## Work instructions
Determine the number of lines containing the word "screenshot". Reply with it and nothing else.

## Input records
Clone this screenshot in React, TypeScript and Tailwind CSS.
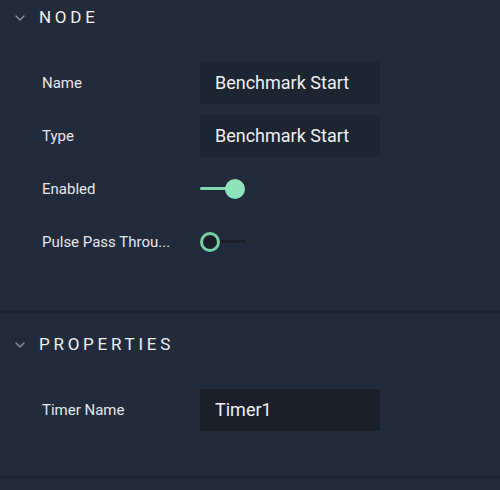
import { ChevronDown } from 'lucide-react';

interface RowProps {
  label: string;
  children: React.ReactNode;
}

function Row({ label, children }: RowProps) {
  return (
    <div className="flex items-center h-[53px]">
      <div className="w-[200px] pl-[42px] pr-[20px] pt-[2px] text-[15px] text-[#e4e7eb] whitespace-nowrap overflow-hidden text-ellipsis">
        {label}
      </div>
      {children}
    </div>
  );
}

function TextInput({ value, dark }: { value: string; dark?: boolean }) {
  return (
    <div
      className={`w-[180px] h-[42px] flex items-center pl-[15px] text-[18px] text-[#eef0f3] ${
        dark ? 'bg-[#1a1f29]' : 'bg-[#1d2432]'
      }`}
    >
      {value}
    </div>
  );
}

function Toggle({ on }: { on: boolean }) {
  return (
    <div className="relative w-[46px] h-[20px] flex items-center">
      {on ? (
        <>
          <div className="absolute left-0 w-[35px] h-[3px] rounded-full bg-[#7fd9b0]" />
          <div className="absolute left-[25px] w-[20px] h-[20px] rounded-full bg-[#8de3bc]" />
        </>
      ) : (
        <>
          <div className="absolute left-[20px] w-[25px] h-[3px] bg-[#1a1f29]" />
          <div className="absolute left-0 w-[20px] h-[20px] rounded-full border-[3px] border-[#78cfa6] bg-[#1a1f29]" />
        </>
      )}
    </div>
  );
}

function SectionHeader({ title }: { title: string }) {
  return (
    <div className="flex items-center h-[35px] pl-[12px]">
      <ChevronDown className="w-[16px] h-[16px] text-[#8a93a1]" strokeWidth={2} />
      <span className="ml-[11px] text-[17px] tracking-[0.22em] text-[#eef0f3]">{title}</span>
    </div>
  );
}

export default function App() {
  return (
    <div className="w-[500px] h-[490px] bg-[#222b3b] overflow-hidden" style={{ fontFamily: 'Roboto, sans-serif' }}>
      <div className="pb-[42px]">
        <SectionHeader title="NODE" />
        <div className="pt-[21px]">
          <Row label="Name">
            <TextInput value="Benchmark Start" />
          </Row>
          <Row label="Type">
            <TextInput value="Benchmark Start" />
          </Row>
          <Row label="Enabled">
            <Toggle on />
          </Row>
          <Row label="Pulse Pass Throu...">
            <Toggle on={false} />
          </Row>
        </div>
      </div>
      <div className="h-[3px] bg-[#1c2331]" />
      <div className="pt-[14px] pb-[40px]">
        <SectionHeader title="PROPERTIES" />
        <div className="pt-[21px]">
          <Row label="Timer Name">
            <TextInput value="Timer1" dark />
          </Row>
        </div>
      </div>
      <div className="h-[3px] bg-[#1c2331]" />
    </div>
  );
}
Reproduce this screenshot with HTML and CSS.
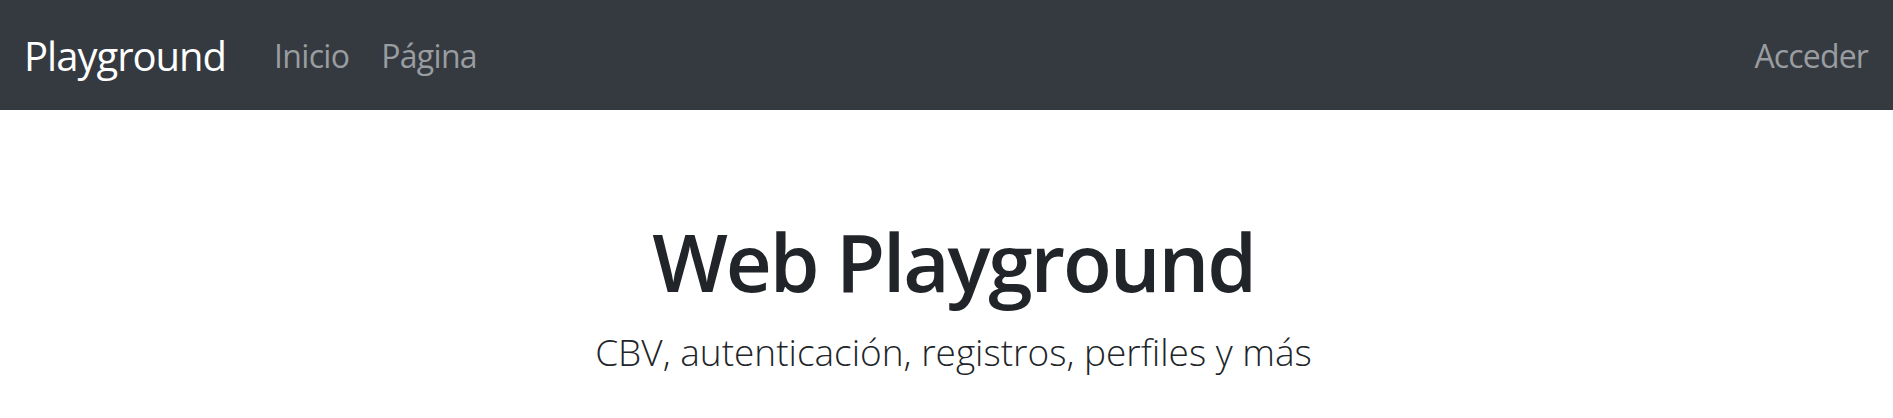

## Answer to the task
2